Domestic violence, mansplaining, rape culture and sexual entitlement are among the linguistic tools that redefine the world many women encounter daily and open the way to begin to change it.Rebecca Solnit
The misogynistic belief that women should have no voice and no opinions motivates the man who cuts off a woman’s conversation over dinner or at work – as well as the husband who beats his wife, or the stranger who kills a woman over unresolved anger toward another – or toward all – woman.
Perceptive and Original
Rebecca Solnit is one of America’s most perceptive, original, poetic, lyrical, insightful and compelling authors, but she shares a tough message here. She writes on a myriad of difficult subjects, including herself, with a striking ability to link disparate cultural, technological, psychological and spiritual strands to illuminate her always multilayered themes. Here, Solnit moves away from poetic abstractions and large-scale metaphors to address women’s concerns directly. She writes with anger, at times, and righteousness, and with great compassion and concern. Solnit intends this as both a clarion call for men and women to take action and a diagram for women to use to understand all the ways in which men, society and culture minimize them. Her prose is, as ever, galvanizing. Even those who oppose feminist ideas may find eye-opening arguments and insights here.

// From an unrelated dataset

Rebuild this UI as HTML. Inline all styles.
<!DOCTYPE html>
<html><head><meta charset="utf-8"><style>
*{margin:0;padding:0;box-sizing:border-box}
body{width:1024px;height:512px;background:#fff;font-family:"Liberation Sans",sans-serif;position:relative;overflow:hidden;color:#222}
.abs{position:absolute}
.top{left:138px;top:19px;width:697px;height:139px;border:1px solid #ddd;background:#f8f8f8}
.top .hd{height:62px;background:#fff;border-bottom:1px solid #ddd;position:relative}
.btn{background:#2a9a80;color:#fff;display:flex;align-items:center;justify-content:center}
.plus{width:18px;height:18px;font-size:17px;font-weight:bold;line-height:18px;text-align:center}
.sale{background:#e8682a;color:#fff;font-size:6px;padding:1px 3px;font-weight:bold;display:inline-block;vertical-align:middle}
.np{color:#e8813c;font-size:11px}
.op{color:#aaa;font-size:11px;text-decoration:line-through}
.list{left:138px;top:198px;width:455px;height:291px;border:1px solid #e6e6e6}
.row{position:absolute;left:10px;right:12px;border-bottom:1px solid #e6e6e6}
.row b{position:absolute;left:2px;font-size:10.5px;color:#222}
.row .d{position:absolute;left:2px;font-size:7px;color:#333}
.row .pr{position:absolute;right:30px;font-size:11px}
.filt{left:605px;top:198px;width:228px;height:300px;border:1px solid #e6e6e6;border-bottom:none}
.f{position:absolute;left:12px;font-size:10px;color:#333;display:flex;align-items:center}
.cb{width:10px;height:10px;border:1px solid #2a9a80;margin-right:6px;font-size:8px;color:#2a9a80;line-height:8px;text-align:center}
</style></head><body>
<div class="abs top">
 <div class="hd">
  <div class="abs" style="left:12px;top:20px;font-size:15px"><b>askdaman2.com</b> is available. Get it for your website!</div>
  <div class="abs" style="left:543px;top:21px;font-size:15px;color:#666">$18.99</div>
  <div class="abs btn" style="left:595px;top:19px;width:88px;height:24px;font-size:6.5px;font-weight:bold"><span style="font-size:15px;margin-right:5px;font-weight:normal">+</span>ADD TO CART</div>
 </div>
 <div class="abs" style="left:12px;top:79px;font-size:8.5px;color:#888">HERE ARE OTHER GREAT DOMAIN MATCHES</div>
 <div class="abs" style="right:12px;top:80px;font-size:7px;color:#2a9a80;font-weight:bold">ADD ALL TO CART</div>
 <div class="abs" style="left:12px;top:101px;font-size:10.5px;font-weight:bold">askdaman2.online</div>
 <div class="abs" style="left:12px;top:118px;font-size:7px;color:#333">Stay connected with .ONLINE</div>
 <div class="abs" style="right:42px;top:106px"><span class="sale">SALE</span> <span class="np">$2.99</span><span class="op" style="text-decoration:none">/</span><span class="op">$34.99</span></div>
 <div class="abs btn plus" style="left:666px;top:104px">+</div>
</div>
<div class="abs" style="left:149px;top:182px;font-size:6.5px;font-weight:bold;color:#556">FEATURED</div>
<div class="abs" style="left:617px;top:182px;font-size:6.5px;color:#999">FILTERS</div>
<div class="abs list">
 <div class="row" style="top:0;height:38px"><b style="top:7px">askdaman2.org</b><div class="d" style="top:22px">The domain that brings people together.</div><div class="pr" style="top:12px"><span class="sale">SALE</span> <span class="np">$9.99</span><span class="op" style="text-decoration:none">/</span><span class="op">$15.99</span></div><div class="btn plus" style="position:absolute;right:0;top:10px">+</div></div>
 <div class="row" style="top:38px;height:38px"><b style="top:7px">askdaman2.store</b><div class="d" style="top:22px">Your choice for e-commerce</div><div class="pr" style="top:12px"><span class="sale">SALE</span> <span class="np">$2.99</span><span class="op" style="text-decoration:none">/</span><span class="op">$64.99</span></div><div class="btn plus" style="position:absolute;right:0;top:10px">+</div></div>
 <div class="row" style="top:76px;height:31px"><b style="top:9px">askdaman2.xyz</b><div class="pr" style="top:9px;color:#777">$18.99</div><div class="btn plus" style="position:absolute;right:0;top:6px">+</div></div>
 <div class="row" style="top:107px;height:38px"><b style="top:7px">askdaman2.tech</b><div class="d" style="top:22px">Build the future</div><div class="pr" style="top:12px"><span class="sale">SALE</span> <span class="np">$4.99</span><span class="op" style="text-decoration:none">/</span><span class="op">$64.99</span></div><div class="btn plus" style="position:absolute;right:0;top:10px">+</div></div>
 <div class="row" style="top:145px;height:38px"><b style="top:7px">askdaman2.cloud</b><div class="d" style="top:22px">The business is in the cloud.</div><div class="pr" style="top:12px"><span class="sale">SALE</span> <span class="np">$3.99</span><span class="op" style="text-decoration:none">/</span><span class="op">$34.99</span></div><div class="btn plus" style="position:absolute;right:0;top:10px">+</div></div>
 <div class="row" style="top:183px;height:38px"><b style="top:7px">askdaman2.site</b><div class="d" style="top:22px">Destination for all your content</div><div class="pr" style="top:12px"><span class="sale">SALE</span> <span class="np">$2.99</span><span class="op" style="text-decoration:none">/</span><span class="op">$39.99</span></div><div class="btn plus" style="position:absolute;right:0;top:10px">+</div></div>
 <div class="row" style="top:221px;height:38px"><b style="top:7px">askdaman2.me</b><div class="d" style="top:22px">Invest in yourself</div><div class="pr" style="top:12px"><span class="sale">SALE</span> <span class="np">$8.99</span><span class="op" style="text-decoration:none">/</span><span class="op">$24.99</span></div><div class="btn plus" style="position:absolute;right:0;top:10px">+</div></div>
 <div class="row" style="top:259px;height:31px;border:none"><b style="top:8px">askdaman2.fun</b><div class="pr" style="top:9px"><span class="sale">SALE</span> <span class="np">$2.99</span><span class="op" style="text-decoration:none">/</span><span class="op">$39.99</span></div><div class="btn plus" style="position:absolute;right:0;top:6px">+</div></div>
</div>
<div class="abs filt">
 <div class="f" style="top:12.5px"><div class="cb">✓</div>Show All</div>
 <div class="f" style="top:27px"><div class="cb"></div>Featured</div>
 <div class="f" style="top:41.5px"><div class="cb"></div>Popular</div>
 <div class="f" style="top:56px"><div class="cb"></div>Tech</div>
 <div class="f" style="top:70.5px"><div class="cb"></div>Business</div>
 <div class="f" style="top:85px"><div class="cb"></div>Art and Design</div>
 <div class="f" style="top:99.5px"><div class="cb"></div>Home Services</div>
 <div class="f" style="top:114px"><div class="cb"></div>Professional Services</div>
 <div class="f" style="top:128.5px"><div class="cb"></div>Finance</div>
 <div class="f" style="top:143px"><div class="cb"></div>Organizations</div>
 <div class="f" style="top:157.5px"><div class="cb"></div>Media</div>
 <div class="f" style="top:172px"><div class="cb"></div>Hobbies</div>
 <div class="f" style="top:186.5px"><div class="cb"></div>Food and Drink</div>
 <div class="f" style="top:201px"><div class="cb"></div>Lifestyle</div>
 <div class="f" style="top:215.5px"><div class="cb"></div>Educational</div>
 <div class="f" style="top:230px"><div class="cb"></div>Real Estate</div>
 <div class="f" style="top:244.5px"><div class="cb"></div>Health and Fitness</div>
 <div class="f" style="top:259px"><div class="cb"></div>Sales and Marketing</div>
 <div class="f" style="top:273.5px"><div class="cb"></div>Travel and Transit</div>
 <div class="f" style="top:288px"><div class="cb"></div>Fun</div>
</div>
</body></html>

Rebecca Solnit’s 18-and-counting books include Hope in the Dark; The Faraway Nearby; A Paradise Built in Hell: The Extraordinary Communities That Arise in Disaster; A Field Guide to Getting Lost; Wanderlust: A History of Walking; and River of Shadows: Eadweard Muybridge and the Technological Wild West (for which she received a Guggenheim and the National Book Critics Circle Award in criticism).